Ce dernier justifiait sa position ainsi : « … l’enrichissement de la victime n’est pas sans cause : il n’est pas injuste, parce qu’il trouve sa cause dans l’acte illicite du responsable et dans l’obligation de réparer le dommage qu’il a causé » ( R.O. DALCQ, Traité de la responsabilité civile, t II, Bruxelles, Larcier, 1962, n° 3481)
Le professeur émérite Jean-Luc FAGNART de l’Université libre de Bruxelles estime que c’est à tort que des tribunaux appliquent un coefficient de vétusté pour le motif que l’indemnisation doit compenser la diminution de la valeur intrinsèque du patrimoine de la victime .
Pour ce dernier « cette idée est erronée car la réparation du dommage n’est pas une opération comptable théorique : l’indemnité doit permettre à la victime d’obtenir effectivement un objet semblable à l’objet détruit ou détérioré ».
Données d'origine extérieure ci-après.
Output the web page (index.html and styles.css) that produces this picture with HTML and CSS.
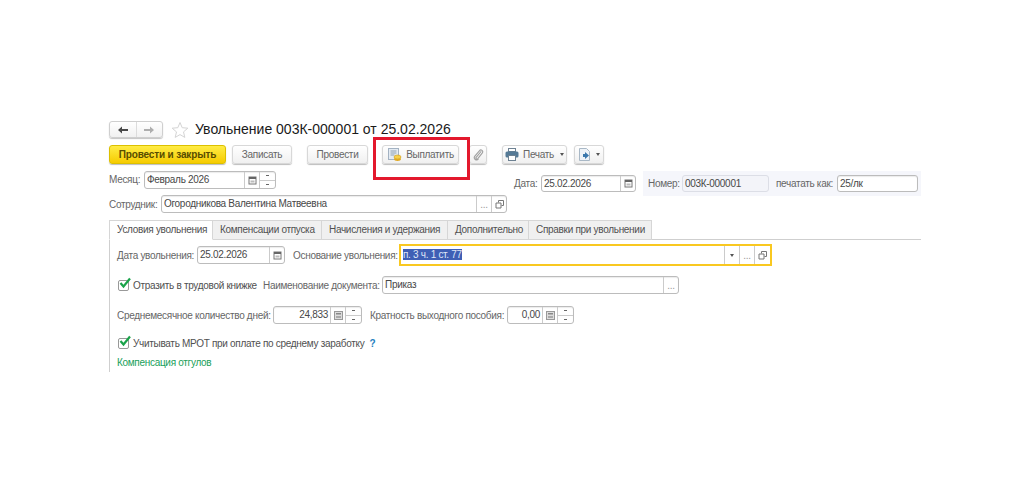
FILE: index.html
```html
<!DOCTYPE html>
<html lang="ru">
<head>
    <meta charset="UTF-8">
    <title>Увольнение</title>
    <link rel="stylesheet" href="styles.css">
</head>
<body>
    <div class="doc">
        <div class="title-row">
            <div class="nav-group">
                <div class="nav-btn nav-back">
                    <svg width="14" height="10" viewBox="0 0 14 10"><path d="M2 5l4-3.500V4h6v2H6v2.500z" fill="#484848"/></svg>
                </div>
                <div class="nav-btn nav-next">
                    <svg width="14" height="10" viewBox="0 0 14 10"><path d="M12 5L8 1.500V4H2v2h6v2.500z" fill="#aeaeae"/></svg>
                </div>
            </div>
            <svg class="star" width="18" height="18" viewBox="0 0 18 18"><path d="M9 1.500l2.200 5.200 5.600.5-4.300 3.700 1.300 5.500L9 13.600l-4.800 2.800 1.300-5.500L1.200 7.200l5.600-.5z" fill="#fff" stroke="#d4d4d4"/></svg>
            <h1>Увольнение 003К-000001 от 25.02.2026</h1>
        </div>

        <div class="toolbar">
            <button class="btn btn-primary">Провести и закрыть</button>
            <button class="btn btn-save">Записать</button>
            <button class="btn btn-post">Провести</button>
            <button class="btn btn-pay">
                <svg width="15" height="15" viewBox="0 0 15 15"><rect x="1.500" y="1.500" width="10" height="11" fill="#e4ebf3" stroke="#a3b2c2"/><path d="M3.500 4h6M3.500 6h6M3.500 8h4" stroke="#8ea0b2"/><ellipse cx="10.500" cy="10" rx="3.500" ry="2" fill="#f6d04a" stroke="#cf9a1c" stroke-width=".6"/><path d="M7 10.500v1.500c0 1 1.500 2 3.500 2s3.500-1 3.500-2v-1.500c0 1-1.500 1.500-3.500 1.500S7 11.500 7 10.500z" fill="#e0a820"/></svg>
                Выплатить
            </button>
            <button class="btn btn-clip">
                <svg width="12" height="13" viewBox="0 0 12 14"><path d="M9.500 3.500L4 10c-1 1.300.7 2.600 1.800 1.400l4.700-5.900c1.800-2.300-1.300-4.600-3-2.500L2.600 8.800c-2 2.700 1.700 5.700 3.900 3" fill="none" stroke="#a0a0a0" stroke-width="1.200"/></svg>
            </button>
            <button class="btn btn-print">
                <svg width="14" height="13" viewBox="0 0 14 13"><rect x="3.500" y=".5" width="7" height="3" fill="#fff" stroke="#6d8192"/><rect x=".5" y="3.500" width="13" height="6" rx="1.500" fill="#557a96"/><rect x="3.500" y="7.500" width="7" height="5" fill="#fff" stroke="#6d8192"/></svg>
                Печать
                <span class="caret caret-print"></span>
            </button>
            <button class="btn btn-more">
                <svg width="14" height="14" viewBox="0 0 14 14"><path d="M1.500.5h7l3 3v9h-10z" fill="#eef3f8" stroke="#a9b8c6"/><path d="M5 6h2V4l4 3.500L7 11V9H5z" fill="#3a78ad"/></svg>
                <span class="caret"></span>
            </button>
        </div>

        <div class="head-row">
            <label class="lbl lbl-month">Месяц:</label>
            <div class="field field-month">
                <span class="val">Февраль 2026</span>
                <span class="cell cell-icon"><svg width="9" height="9" viewBox="0 0 9 9"><use href="#cal"/></svg></span>
                <span class="cell spin"><i class="up"></i><i class="down"></i></span>
            </div>
            <label class="lbl lbl-date">Дата:</label>
            <div class="field field-date">
                <span class="val">25.02.2026</span>
                <span class="cell cell-icon"><svg width="9" height="9" viewBox="0 0 9 9"><use href="#cal"/></svg></span>
            </div>
            <div class="number-panel">
                <label class="lbl lbl-number">Номер:</label>
                <div class="field field-number"><span class="val">003К-000001</span></div>
                <label class="lbl lbl-print">печатать как:</label>
                <div class="field field-print"><span class="val">25/лк</span></div>
            </div>
        </div>

        <div class="employee-row">
            <label class="lbl lbl-employee">Сотрудник:</label>
            <div class="field field-employee">
                <span class="val">Огородникова Валентина Матвеевна</span>
                <span class="cell cell-dots">...</span>
                <span class="cell cell-open"><svg width="9" height="9" viewBox="0 0 9 9"><use href="#open"/></svg></span>
            </div>
        </div>

        <div class="tabs">
            <div class="tab tab-active">Условия увольнения</div>
            <div class="tab tab-vacation">Компенсации отпуска</div>
            <div class="tab tab-accruals">Начисления и удержания</div>
            <div class="tab tab-extra">Дополнительно</div>
            <div class="tab tab-certs">Справки при увольнении</div>
        </div>

        <div class="tab-body">
            <div class="row row-dismissal">
                <label class="lbl lbl-dismissal">Дата увольнения:</label>
                <div class="field field-dismissal">
                    <span class="val">25.02.2026</span>
                    <span class="cell cell-icon"><svg width="9" height="9" viewBox="0 0 9 9"><use href="#cal"/></svg></span>
                </div>
                <label class="lbl lbl-reason">Основание увольнения:</label>
                <div class="field field-reason">
                    <span class="val"><span class="selected">п. 3 ч. 1 ст. 77</span></span>
                    <span class="cell cell-drop"><span class="caret"></span></span>
                    <span class="cell cell-dots">...</span>
                    <span class="cell cell-open"><svg width="9" height="9" viewBox="0 0 9 9"><use href="#open"/></svg></span>
                </div>
            </div>

            <div class="row row-book">
                <span class="check"><svg width="13" height="13" viewBox="0 0 13 13"><use href="#tick"/></svg></span>
                <span class="check-text check-book">Отразить в трудовой книжке</span>
                <label class="lbl lbl-docname">Наименование документа:</label>
                <div class="field field-docname">
                    <span class="val">Приказ</span>
                    <span class="cell cell-dots">...</span>
                </div>
            </div>

            <div class="row row-days">
                <label class="lbl lbl-days">Среднемесячное количество дней:</label>
                <div class="field field-days">
                    <span class="val val-num">24,833</span>
                    <span class="cell cell-icon"><svg width="9" height="9" viewBox="0 0 9 9"><use href="#calc"/></svg></span>
                    <span class="cell spin"><i class="up"></i><i class="down"></i></span>
                </div>
                <label class="lbl lbl-ratio">Кратность выходного пособия:</label>
                <div class="field field-ratio">
                    <span class="val val-num">0,00</span>
                    <span class="cell cell-icon"><svg width="9" height="9" viewBox="0 0 9 9"><use href="#calc"/></svg></span>
                    <span class="cell spin"><i class="up"></i><i class="down"></i></span>
                </div>
            </div>

            <div class="row row-mrot">
                <span class="check"><svg width="13" height="13" viewBox="0 0 13 13"><use href="#tick"/></svg></span>
                <span class="check-text">Учитывать МРОТ при оплате по среднему заработку</span>
                <span class="help">?</span>
            </div>

            <div class="section-link">Компенсация отгулов</div>
        </div>

        <div class="callout"></div>
    </div>

    <svg class="defs" width="0" height="0">
        <symbol id="cal" viewBox="0 0 9 9"><rect x="1" y="1" width="7" height="7" fill="#fff" stroke="#777"/><rect x="1" y="1" width="7" height="2" fill="#666"/><rect x="2.500" y="4.500" width="4" height="2" fill="#bbb"/></symbol>
        <symbol id="calc" viewBox="0 0 9 9"><rect x=".5" y=".5" width="8" height="8" fill="#ddd" stroke="#999"/><rect x="2" y="2" width="5" height="1.500" fill="#888"/><rect x="2" y="5" width="5" height="2" fill="#aaa"/></symbol>
        <symbol id="open" viewBox="0 0 9 9"><path d="M3.500 2.500V.5h5v5h-2M1 3h5v5H1z" fill="#fff" stroke="#777"/></symbol>
        <symbol id="tick" viewBox="0 0 13 13"><path d="M2.500 6l3 3.500L12 1.500" fill="none" stroke="#1aa34a" stroke-width="2.200"/></symbol>
    </svg>
</body>
</html>
```

FILE: styles.css
```css
* {
    margin: 0;
    padding: 0;
    box-sizing: border-box;
}

body {
    background: #fff;
    font-family: "Liberation Sans", Arial, sans-serif;
    font-size: 10px;
    letter-spacing: -0.3px;
    color: #505050;
    overflow: hidden;
}

.doc {
    position: relative;
    width: 1024px;
    height: 486px;
    padding: 121px 0 0 109px;
}

.defs {
    position: absolute;
}

/* title */
.title-row {
    display: flex;
    align-items: center;
    height: 17px;
}

.nav-group {
    display: flex;
    width: 54px;
    height: 17px;
    border: 1px solid #cfcfcf;
    border-radius: 3px;
    background: linear-gradient(to bottom, #fff, #f1f1f1);
    box-shadow: 0 1px 1px #c4c4c4;
}

.nav-btn {
    flex: 1;
    display: flex;
    align-items: center;
    justify-content: center;
}

.nav-back {
    border-right: 1px solid #dcdcdc;
}

.star {
    margin: 0 6px 0 8px;
}

h1 {
    margin-top: -2px;
    font-size: 14px;
    font-weight: normal;
    letter-spacing: 0;
    color: #1a1a1a;
    white-space: nowrap;
}

/* toolbar */
.toolbar {
    display: flex;
    margin-top: 7px;
    height: 19px;
}

.btn {
    display: flex;
    align-items: center;
    justify-content: center;
    gap: 4px;
    height: 19px;
    font: inherit;
    letter-spacing: inherit;
    color: #666;
    border: 1px solid #d8d8d8;
    border-radius: 3px;
    background: linear-gradient(to bottom, #fff, #f0f0f0);
    box-shadow: 0 1px 1px #bdbdbd;
}

.btn-primary {
    width: 117px;
    font-weight: bold;
    letter-spacing: -0.15px;
    color: #574c00;
    border-color: #dcc000;
    background: linear-gradient(to bottom, #ffec45, #f6cb00);
}

.btn-save {
    width: 60px;
    margin-left: 6px;
}

.btn-post {
    width: 61px;
    margin-left: 15px;
}

.btn-pay {
    width: 77px;
    margin-left: 14px;
}

.btn-clip {
    width: 18px;
    margin-left: 10px;
}

.btn-print {
    width: 65px;
    margin-left: 15px;
}

.btn-more {
    width: 30px;
    margin-left: 7px;
}

.caret {
    width: 0;
    height: 0;
    border: 2.500px solid transparent;
    border-top: 3px solid #555;
    border-bottom: 0;
}

.caret-print {
    margin-left: 2px;
}

/* labels and fields */
.lbl {
    flex: none;
    white-space: nowrap;
    color: #666;
}

.field {
    display: flex;
    align-items: stretch;
    height: 18px;
    background: #fff;
    border: 1px solid #bcbcbc;
    border-radius: 3px;
    box-shadow: inset 0 1px 1px #ececec;
}

.val {
    flex: 1;
    min-width: 0;
    padding-left: 2px;
    line-height: 16px;
    color: #484848;
    white-space: nowrap;
}

.val-num {
    padding: 0 2px 0 0;
    text-align: right;
}

.cell {
    display: flex;
    align-items: center;
    justify-content: center;
    border-left: 1px solid #cbcbcb;
}

.cell-icon,
.cell-dots,
.cell-open,
.cell-drop {
    width: 15px;
}

.cell-dots {
    color: #999;
}

.spin {
    width: 16px;
    flex-direction: column;
}

.spin i {
    flex: 1;
    align-self: stretch;
    display: flex;
    align-items: center;
    justify-content: center;
}

.spin .up {
    border-bottom: 1px solid #cbcbcb;
}

.spin .up::after,
.spin .down::after {
    content: "";
    width: 3px;
    height: 1px;
    background: #666;
}

/* header rows */
.head-row {
    display: flex;
    align-items: flex-start;
    height: 25px;
    margin-top: 7px;
}

.lbl-month {
    width: 35px;
    line-height: 18px;
}

.field-month {
    width: 132px;
}

.lbl-date {
    width: 27px;
    margin: 4px 0 0 238px;
    line-height: 17px;
}

.field-date {
    width: 95px;
    height: 17px;
    margin-top: 4px;
}

.number-panel {
    display: flex;
    align-items: center;
    width: 278px;
    height: 25px;
    margin-left: 7px;
    padding-left: 5px;
    background: #f5f6fb;
}

.lbl-number {
    width: 34px;
}

.field-number {
    width: 87px;
    height: 17px;
    background: #f3f4f9;
    border-color: #dcdee6;
    box-shadow: none;
}

.lbl-print {
    width: 61px;
    margin-left: 7px;
}

.field-print {
    width: 81px;
    height: 17px;
}

.employee-row {
    display: flex;
    align-items: center;
    margin-top: -1px;
    height: 18px;
}

.lbl-employee {
    width: 52px;
}

.field-employee {
    width: 346px;
}

/* tabs */
.tabs {
    display: flex;
    height: 20px;
    width: 812px;
    margin-top: 7px;
    border-bottom: 1px solid #cfcfcf;
}

.tab {
    height: 20px;
    padding-left: 7px;
    line-height: 18px;
    white-space: nowrap;
    background: #f0f0f0;
    border: 1px solid #d6d6d6;
    border-left: 0;
    color: #505050;
}

.tab-active {
    width: 104px;
    background: #fff;
    border-bottom-color: #fff;
    border-left: 1px solid #d6d6d6;
}

.tab-vacation {
    width: 109px;
}

.tab-accruals {
    width: 126px;
}

.tab-extra {
    width: 81px;
}

.tab-certs {
    width: 123px;
}

/* tab page */
.tab-body {
    width: 812px;
    height: 132px;
    border-left: 1px solid #cfcfcf;
    padding: 6px 0 0 7px;
}

.row {
    display: flex;
    align-items: center;
    height: 18px;
}

.lbl-dismissal {
    width: 80px;
}

.field-dismissal {
    width: 88px;
}

.lbl-reason {
    width: 106px;
    margin-left: 8px;
}

.field-reason {
    width: 373px;
    height: 22px;
    border: 2px solid #f9c820;
    border-radius: 0;
    box-shadow: none;
}

.field-reason .val {
    line-height: 18px;
}

.field-reason .cell-open {
    width: 16px;
}

.selected {
    background: #3f5fb5;
    color: #dfe6f7;
}

.check {
    flex: none;
    display: flex;
    align-items: center;
    justify-content: center;
    width: 11px;
    height: 11px;
    margin-left: 1px;
    border: 1px solid #999;
    border-radius: 2px;
    background: #fff;
}

.check svg {
    flex: none;
    margin: -3px 0 0 1px;
}

.check-text {
    margin-left: 4px;
    white-space: nowrap;
}

.check-book {
    width: 130px;
}

.row-book {
    margin-top: 12px;
}

.lbl-docname {
    width: 119px;
}

.field-docname {
    width: 297px;
}

.row-days {
    margin-top: 12px;
}

.lbl-days {
    width: 156px;
}

.field-days {
    width: 89px;
}

.lbl-ratio {
    width: 137px;
    margin-left: 8px;
}

.field-ratio {
    width: 67px;
}

.row-mrot {
    margin-top: 10px;
}

.help {
    margin-left: 5px;
    font-weight: bold;
    color: #1f7fc0;
}

.section-link {
    margin-top: 5px;
    color: #19a05a;
}

/* red callout over the toolbar */
.callout {
    position: absolute;
    left: 373px;
    top: 137px;
    width: 97px;
    height: 43px;
    border: 3px solid #e3182d;
}
```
Et de poursuivre « le respect du principe de la réparation intégrale impose d’écarter la déduction de tout coefficient de vétusté , car une telle déduction risque, si le propriétaire de dispose pas de liquidité suffisante , de l’empêcher de procéder à la reconstruction du bien détruit ou au remplacement de celui-ci. La déduction d’un coefficient de vétusté est la négation de la réparation intégrale du dommage » ( J-L FAGNART « Plus-value et moins-value à la réparation d’une chose endommagée ou du remplacement d’une chose endommagée ou perdue » For. Ass., 2013, n° 134, pp 85 et s. avec référence à la jurisprudence et à la doctrine française en ce sens )
- de REY et N. ESTIENNE rejoignent cette position. ( S. De rey, « Nieuw voor Oud : Het verbod op vetusteit aftrek”, note sous Cassation , 11 février 2016, R.G.D.C, 2017/03, pp 185 et s ; N. Estienne, op. cit.)
A l’inverse, une partie minoritaire de la doctrine considère que ce principe doit être tempéré en fonction des circonstances de l’espèce.
Ainsi ce principe recevrait exception :
- en cas de disproportion entre les avantages pour le créancier et les désavantages subis par le débiteur.
- En l’absence de disproportion , en cas d’économie pour le créancier qui devait s’attendre à devoir supporter des frais de réparation ou de remplacement même si la faute n’a pas été commise ;
- Si la chose à réparer ou à remplacer se trouvait avent le fait dommageable dans un état d’abandon ou de mauvais entretien du fait de la négligence de son propriétaire.
Dans ces trois cas, l’application d’un coefficient de vétusté pourrait être appliqué ( S. De Rey, op. cit..
11.
Suite aux arrêts des 17 septembre 2020 et 20 mars 2022 , la doctrine reste divisée sur l’application ou non d’un coefficient de vétusté en raison de la formulation de la Cour de Cassation.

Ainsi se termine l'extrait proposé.